There are currently no visual inspection systems that orient golf balls in a desired orientation based upon cover surface features on the golf ball. Accordingly, it would be desirable to develop a visual inspection system wherein surface features on a ball, such as a particular dimple, the equator line, mold identification marks or stamps, and the like, can be used to map the golf ball and orient it in a desired orientation for stamping of indicia.

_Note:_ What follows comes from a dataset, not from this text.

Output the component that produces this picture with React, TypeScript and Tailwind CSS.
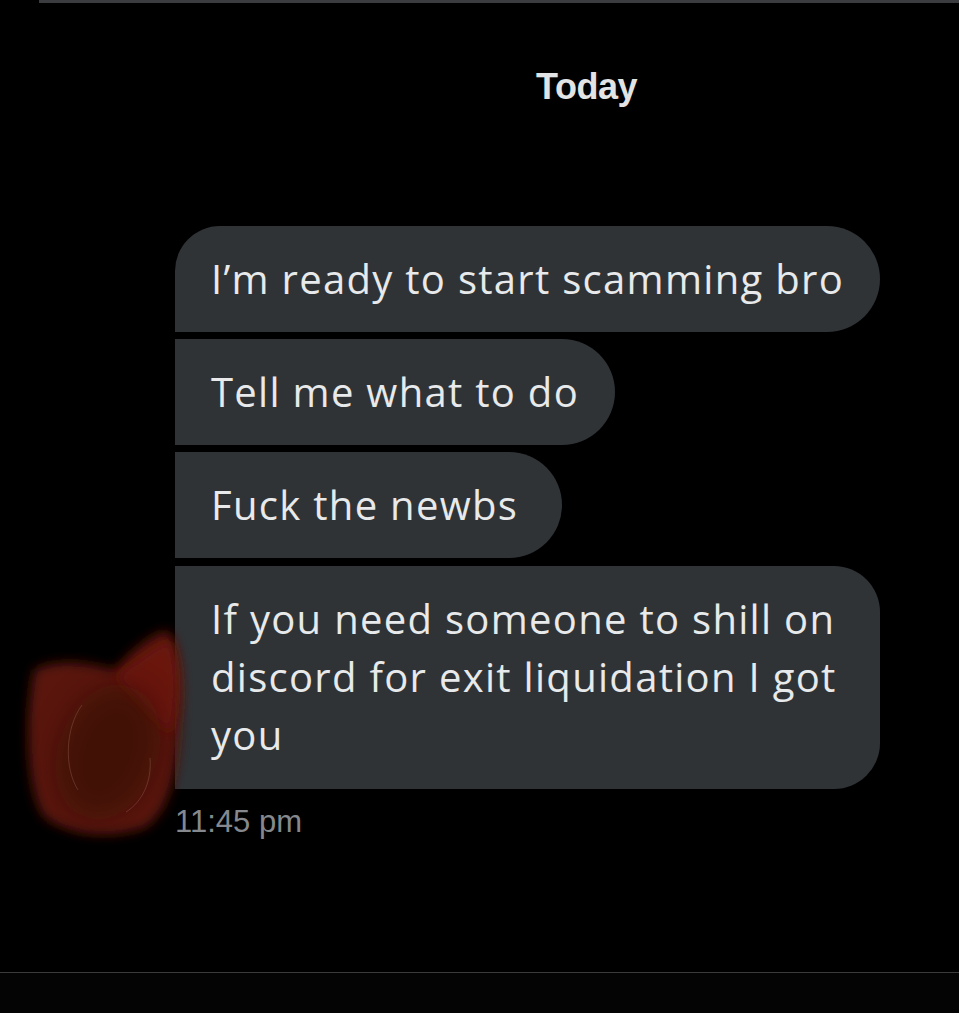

BRIEF SUMMARY OF THE INVENTION

On aspect of the present invention is a method for orienting a golf ball for a placement of an indicia thereon. The method begins with transferring a golf ball to a first vision station. The golf ball has a surface with an identifiable surface feature. Next, the golf ball is retained within a first pair of clamps, each clamp of the pair of clamps engages a portion of the surface of the golf ball. Next, the golf ball is rotated about a central axis at the first vision station. Next, a first viewable portion of the surface of the golf ball is mapped with at least one camera at the first vision station. Next, the golf ball is transferred to a second vision station. Next, the golf ball is oriented ninety degrees relative to an orientation of the golf ball at the first vision station. Next, the golf ball is rotated about a central axis at the second vision station. Next, a second viewable portion of the surface of the golf ball is mapped with at least one camera at the second vision station. Next, a digital map of the surface of the golf ball is created by a microprocessor. Next, the location of the identifiable surface feature of the golf ball is located from the digital map of the surface of the golf ball. Next, the golf ball is transferred to a third vision station. Next, the location of the identifiable surface feature of the golf ball is confirmed at the third vision station. Next, the golf ball is transferred to an orienting station. Next, the golf ball is oriented with reference to the at least one identifiable surface feature for printing of an indicia on a predetermined location of the surface of the golf ball. Next, the golf ball is transferred to a printing station. Finally, an indicia is printed on the predetermined location of the surface of the golf ball at the printing station.

The at least one identifiable surface feature is preferably selected from the group of a deep dimple, a plurality of deep dimples, an equator of the golf ball, a pole of the golf ball, a position mid-way between a pole of the golf ball and an equator of the golf ball, an unique contour of the surface of the golf ball, or a specific dimple pattern.

The surface of the golf ball preferably includes a plurality of dimples and land area. Alternatively, the surface of the golf ball includes a plurality of tubular lattice structures.

Another aspect of the present invention is a method for orienting a golf ball for a placement of an indicia on a predetermined location on the surface of the golf ball. First, the golf ball is transferred to an orientation apparatus. The golf ball has at least one identifiable surface feature. Next, an entire surface of the golf ball is scanned to create a digital map of the entire surface of the golf ball. Next, the location of the at least one identifiable surface feature is determined from the digital map of the entire surface of the golf ball. Next, the golf ball is oriented relative to the location of the at least one identifiable surface feature for printing of an indicia on a predetermined location of the surface of the golf ball. Finally, an indicia is printed on the predetermined location of the surface of the golf ball.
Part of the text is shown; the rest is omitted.